11. To love your neighbour you must first like yourself.
12. Logically, duty precedes love. Emotionally, it is the opposite. Duty can leave regrets but inadvertently, love may leave guilt and hurt to others.
13. Highways lead you faster to your goal than scenic by-ways.
14. Try to help others and try to improve your World, but know that in time it will again be ebb tide.
15. The search of beauty is paramount in work, actions and your surroundings – nature, art, etc.
16. Use your life as an example for others to emulate.
17. Facts, then thought, then understanding, then action plus correct your mistakes right away.
18. Be rational in business matters – emotional in your private life and hobbies.
19. Be open to others and ever seek out role models.
20. Control risk in life, but do not shirk from risk – courage but not blind courage.
21. Accept and love others for what they are – not what you want them to be nor try, yet worse, to change them to that.
22. Never leave your sense of humour at home and maintain it all day.
Some other miscellaneous sayings:
- Do not seek power, let it be given to you and then accept it hesitantly, as it easily corrupts.
- A fortune is $10 million and sets you free. At $100 million it can become embarrassing. At $1 billion it is an obligation and enslavement.
- $10 million destroys your incentive when you leave school.
- $100 million at death can destroy your family.
- If you have too much money all you can do is give it away. This is, if you want to do it in a rewarding way, often more difficult than earning it.
The meaning of life is to have happily shouldered your responsibility towards family, friends, work, your community and the wider world; to have done so intelligently, ethically, building brick by brick. The reward is in itself – often overwhelming!

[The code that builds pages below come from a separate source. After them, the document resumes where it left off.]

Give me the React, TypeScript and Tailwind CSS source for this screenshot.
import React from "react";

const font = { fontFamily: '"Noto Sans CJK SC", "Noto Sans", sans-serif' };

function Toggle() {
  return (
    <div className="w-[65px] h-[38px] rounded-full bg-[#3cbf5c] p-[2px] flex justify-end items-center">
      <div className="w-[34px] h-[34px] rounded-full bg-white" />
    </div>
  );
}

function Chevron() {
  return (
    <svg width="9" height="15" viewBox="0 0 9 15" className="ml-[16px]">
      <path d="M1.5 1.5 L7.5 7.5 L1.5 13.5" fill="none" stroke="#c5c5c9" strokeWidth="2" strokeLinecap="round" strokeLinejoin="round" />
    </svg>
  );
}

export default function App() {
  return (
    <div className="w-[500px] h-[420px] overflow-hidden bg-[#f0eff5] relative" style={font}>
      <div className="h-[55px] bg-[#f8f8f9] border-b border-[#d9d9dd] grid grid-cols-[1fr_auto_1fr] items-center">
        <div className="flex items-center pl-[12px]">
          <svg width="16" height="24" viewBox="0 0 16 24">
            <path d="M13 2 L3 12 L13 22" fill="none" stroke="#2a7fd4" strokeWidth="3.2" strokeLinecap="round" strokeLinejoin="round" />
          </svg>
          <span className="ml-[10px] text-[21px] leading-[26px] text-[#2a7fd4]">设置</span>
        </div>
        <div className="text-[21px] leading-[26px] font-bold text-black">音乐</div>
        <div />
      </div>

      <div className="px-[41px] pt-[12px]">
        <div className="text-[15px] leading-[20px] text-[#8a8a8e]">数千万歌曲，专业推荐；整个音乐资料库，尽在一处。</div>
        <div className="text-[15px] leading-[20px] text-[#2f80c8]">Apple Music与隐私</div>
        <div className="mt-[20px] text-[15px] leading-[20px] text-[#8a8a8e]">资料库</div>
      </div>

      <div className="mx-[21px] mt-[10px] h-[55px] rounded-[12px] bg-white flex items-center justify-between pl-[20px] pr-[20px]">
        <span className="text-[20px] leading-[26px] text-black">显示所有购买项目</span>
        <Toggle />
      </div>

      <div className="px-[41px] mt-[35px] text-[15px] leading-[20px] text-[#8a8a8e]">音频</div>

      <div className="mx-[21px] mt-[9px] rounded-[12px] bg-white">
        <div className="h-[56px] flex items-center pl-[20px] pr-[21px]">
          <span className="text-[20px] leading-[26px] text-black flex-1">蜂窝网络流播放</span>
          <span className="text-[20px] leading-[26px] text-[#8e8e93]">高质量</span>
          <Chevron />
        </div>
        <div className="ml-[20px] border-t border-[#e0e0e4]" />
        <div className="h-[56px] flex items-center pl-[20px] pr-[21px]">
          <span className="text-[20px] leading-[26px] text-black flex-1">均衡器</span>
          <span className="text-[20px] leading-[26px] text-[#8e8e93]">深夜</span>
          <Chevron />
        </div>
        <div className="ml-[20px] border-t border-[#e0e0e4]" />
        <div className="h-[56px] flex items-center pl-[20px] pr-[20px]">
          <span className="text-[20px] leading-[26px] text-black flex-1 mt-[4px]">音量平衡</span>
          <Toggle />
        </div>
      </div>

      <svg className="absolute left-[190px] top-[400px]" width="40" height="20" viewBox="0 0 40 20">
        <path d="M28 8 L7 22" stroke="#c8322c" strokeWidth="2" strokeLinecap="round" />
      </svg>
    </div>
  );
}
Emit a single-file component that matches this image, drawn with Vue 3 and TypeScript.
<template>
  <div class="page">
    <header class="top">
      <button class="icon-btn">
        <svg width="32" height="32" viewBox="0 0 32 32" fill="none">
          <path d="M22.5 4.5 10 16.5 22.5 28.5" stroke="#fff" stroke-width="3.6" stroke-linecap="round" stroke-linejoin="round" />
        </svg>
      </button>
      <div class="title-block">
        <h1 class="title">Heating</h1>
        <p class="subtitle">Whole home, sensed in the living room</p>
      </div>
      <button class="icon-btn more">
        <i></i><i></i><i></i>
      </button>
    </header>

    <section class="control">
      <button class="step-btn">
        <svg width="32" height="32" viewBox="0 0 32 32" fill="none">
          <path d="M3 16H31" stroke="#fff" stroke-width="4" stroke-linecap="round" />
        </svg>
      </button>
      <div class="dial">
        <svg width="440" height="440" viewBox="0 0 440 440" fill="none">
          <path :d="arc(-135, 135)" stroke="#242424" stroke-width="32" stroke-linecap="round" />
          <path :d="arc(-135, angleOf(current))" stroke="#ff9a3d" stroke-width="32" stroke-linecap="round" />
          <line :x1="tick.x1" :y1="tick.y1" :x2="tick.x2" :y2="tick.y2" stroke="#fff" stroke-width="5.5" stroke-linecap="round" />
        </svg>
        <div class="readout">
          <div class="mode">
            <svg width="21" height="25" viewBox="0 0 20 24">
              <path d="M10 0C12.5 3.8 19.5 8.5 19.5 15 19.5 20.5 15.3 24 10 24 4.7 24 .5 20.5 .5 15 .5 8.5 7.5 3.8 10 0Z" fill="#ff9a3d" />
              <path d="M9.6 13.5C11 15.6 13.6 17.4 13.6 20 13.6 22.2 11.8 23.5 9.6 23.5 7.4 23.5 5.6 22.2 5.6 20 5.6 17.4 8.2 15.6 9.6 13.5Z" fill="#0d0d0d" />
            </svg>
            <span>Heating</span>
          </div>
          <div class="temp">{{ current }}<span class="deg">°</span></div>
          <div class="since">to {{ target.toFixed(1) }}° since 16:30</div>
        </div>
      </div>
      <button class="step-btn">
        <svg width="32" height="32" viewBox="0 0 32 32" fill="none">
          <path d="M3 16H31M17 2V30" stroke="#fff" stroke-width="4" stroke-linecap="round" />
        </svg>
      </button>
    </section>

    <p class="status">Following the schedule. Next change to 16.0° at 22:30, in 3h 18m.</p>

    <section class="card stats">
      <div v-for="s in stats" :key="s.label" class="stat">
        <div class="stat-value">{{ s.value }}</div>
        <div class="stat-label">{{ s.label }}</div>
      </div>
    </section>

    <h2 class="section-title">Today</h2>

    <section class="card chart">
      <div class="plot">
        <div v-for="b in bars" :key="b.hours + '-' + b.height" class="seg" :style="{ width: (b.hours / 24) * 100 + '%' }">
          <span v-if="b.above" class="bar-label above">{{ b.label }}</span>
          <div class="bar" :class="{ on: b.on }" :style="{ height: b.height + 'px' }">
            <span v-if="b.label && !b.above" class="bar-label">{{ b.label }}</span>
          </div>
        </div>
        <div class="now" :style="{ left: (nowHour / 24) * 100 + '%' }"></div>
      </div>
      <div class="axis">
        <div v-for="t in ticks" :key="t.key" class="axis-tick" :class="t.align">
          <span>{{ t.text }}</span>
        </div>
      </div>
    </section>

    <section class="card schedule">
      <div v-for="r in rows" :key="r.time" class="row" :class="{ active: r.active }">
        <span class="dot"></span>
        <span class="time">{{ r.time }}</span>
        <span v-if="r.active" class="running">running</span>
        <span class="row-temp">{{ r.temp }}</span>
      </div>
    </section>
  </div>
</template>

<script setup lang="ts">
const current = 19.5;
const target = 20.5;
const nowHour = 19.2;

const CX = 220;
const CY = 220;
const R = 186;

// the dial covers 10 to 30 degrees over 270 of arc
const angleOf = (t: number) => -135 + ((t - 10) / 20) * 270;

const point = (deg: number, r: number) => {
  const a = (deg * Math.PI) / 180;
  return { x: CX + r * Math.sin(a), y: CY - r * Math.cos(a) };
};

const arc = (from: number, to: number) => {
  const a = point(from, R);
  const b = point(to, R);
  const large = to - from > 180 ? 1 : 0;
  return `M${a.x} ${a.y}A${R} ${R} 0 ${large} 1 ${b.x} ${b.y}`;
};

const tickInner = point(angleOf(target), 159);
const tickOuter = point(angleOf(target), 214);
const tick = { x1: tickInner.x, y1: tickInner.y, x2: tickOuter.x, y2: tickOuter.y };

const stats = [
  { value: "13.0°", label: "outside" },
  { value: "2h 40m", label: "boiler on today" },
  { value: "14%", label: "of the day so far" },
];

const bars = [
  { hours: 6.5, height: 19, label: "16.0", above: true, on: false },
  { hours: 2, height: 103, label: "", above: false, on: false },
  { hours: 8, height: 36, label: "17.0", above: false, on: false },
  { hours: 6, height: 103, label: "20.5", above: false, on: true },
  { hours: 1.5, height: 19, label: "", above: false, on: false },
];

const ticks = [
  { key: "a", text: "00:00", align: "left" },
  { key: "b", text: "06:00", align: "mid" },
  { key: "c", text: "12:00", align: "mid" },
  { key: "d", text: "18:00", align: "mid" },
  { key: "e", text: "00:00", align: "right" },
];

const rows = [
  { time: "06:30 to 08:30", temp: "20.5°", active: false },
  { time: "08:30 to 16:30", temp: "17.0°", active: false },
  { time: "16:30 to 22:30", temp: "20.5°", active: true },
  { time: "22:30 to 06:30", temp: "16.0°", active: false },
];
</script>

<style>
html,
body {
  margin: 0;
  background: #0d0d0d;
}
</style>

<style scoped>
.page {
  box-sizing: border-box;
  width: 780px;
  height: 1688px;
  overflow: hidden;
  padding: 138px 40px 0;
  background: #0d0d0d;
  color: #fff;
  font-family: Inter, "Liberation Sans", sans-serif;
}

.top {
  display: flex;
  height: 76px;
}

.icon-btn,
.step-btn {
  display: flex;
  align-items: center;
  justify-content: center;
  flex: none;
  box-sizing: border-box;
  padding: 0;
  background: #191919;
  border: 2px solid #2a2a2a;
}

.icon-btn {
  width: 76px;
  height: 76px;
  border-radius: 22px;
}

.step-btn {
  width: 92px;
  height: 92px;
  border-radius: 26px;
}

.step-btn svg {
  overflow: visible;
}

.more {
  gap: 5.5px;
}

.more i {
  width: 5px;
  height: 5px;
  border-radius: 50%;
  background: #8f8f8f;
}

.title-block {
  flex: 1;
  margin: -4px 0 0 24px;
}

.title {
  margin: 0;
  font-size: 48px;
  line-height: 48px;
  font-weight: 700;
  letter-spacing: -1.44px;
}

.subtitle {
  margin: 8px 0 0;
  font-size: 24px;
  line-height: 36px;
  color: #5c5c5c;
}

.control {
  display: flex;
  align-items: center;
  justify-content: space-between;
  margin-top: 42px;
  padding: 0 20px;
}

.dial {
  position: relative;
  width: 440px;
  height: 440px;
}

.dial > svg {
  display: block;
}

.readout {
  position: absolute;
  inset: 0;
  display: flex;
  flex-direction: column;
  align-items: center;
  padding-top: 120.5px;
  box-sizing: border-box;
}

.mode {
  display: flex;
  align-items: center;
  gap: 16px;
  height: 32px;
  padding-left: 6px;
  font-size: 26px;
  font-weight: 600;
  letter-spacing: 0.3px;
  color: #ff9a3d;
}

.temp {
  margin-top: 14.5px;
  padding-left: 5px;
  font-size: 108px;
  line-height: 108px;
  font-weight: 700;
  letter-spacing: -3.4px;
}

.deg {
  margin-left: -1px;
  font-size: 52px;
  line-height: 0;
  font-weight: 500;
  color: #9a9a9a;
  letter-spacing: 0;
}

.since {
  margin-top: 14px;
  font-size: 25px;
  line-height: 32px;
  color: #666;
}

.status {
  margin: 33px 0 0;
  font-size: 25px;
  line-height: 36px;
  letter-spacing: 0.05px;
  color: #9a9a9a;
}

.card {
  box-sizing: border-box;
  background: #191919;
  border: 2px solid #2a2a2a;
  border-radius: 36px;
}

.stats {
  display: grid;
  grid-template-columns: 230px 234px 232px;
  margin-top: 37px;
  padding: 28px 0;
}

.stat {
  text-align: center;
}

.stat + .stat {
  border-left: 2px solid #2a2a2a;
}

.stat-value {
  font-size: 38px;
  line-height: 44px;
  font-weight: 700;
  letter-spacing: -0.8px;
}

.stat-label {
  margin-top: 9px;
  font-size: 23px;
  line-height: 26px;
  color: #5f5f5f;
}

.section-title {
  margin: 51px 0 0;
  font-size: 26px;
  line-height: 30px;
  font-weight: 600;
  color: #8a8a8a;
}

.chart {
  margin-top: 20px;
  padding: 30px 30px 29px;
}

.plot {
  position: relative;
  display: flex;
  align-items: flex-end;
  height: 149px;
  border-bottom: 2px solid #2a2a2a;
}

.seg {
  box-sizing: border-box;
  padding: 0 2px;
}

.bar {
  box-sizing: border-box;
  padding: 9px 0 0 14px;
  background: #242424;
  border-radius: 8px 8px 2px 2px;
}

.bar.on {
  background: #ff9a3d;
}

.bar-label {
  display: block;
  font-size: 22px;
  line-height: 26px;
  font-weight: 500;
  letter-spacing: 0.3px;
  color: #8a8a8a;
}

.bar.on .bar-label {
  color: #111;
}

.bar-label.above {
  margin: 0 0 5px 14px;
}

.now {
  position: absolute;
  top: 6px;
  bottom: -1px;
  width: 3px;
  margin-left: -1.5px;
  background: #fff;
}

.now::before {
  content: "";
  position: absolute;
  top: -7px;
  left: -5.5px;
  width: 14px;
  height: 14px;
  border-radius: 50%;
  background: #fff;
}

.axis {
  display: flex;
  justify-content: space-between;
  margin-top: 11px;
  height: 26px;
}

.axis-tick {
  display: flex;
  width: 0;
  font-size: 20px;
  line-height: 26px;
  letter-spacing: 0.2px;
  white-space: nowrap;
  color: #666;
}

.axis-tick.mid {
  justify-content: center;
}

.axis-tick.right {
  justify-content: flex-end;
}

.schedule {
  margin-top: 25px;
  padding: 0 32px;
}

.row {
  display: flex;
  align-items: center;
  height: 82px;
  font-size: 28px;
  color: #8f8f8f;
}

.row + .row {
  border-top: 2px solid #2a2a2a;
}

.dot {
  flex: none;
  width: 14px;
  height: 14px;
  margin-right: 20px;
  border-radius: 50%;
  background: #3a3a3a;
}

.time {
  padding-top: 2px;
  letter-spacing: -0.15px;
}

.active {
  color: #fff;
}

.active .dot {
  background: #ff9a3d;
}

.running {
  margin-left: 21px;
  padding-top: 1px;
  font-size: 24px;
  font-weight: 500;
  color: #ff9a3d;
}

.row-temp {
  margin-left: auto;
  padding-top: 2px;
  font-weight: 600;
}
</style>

I thank you for having listened attentively to my autobiographical sketch of my evolution pre-Montreal as well as some of the “wisdom” which 84 years have given me. I thank the Deity for having looked favourably on me all these years. It has been a wonderful and satisfying journey. Finally, without my companion Gail it would have been far more narrow a journey. She has brought beauty and light to my life now for 46 years.